A CAVE typically manifests as a video theater within a larger space, in which users can manipulate, study, and naturally experience complicated three-dimensional (3D) models at a realistic one-to-one human scale. Its walls are comprised of either projection screens or flat panel displays. The high-resolution computer-based projection systems employed in a CAVE require small pixels to maintain the illusion of reality. Users wear 3D glasses to witness the generated “floating” graphics as they would appear in actuality; infrared cameras make this vision possible. Sensors attached to a user’s glasses track his/her movement around the environment, and videos continually adjust to retain the viewer’s perspective.

Interactive visual data exploration like CAVE is a level-of-detail concept that progresses from coarse global scales to increasingly fine local scales. A CAVE system begins with different types of high-resolution/high-fidelity data, such as geographical information system data (including statistics about land usage, elevation, parcels, and streets) and building information modeling data (pertaining to a structure’s physical infrastructures). This information is combined in a data repository, which derives a corresponding model for numerical multiscale simulation. Such a model uses a Navier-Stokes-type flow solver via a nonlinear equation for incompressible flow that accounts for thermal coupling. This manner of parallel numerical simulation allows researchers to crunch numbers quickly, though the resulting applications (particularly thermal applications) are often complicated. All data is stored using Hierarchical Data Format Version 5; one can implement and optimize it for different architectures.

The next task is retrieval of this data. “The connection from the supercomputer to the visualization device is pretty small and limited,” Mundani said. In response, he introduced the sliding window concept, in which a CAVE user is given a window that initially covers the entire visual domain. Making the window smaller ensures that more data points are transmitted to the system’s front end. “The smaller I make the window, the less points are discarded,” Mundani said. “You can do some quantitative analysis of the data this way, while in the larger windows you can only do some qualitative assessment. It’s a neat way to bridge HPC with visualization.” Once the window is fixed, the system forwards that change to the information server and the updated data is then based on the new window. On the back end, a collector node handles user queries about the data and sends it to the server. Simulation responses return the data to the collector, which then transmits it to the user for analysis.

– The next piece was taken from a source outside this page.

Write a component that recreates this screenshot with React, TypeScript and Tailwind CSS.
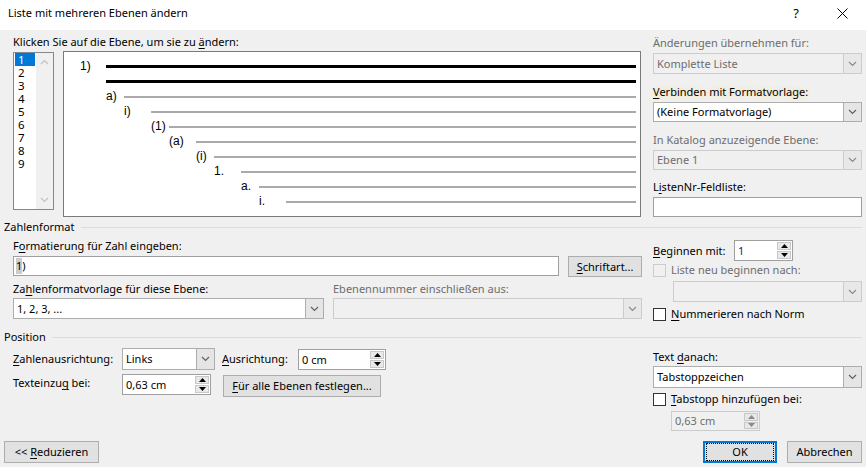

All of this data is then visualized in a five-sided CAVE that is run by a cluster with 12 computing nodes and two projectors (one on the left side and one on the right side). Users retrieve data via the sliding window concept, then employ the Visualization Toolkit—an open-source software for the display of scientific data—to streamline the information and render simulation results. Doing so yields 10 different pictures in the CAVE for user exploration. Researchers are also able to switch from “explorer mode” to “overview mode” and resize the window for a different interpretation. Mundani calls this the “human in the loop” approach because users can interact with the visual simulation, change the boundary conditions, and load or discard different geometries. They are also able to activate time reversal steering. In the case of major flooding, for example, one could go backwards in stored discrete time steps and view snapshots in reverse to witness the flood’s evolution. He/she could then change conditions and geometry and restart the simulation again. “In a playful fashion, you can see the effects of your changes,” Mundani said.

He concluded his presentation with a brief discussion and demonstration of a non-immersive multi-resolution flood simulation for the city of Munich. The simulation portrayed water flowing throughout city and into the university, and depicted damage in different levels of detailed dimensions. “As time evolves, the water starts to suddenly run down the streets more and more,” Mundani said. “It’s something that can happen.”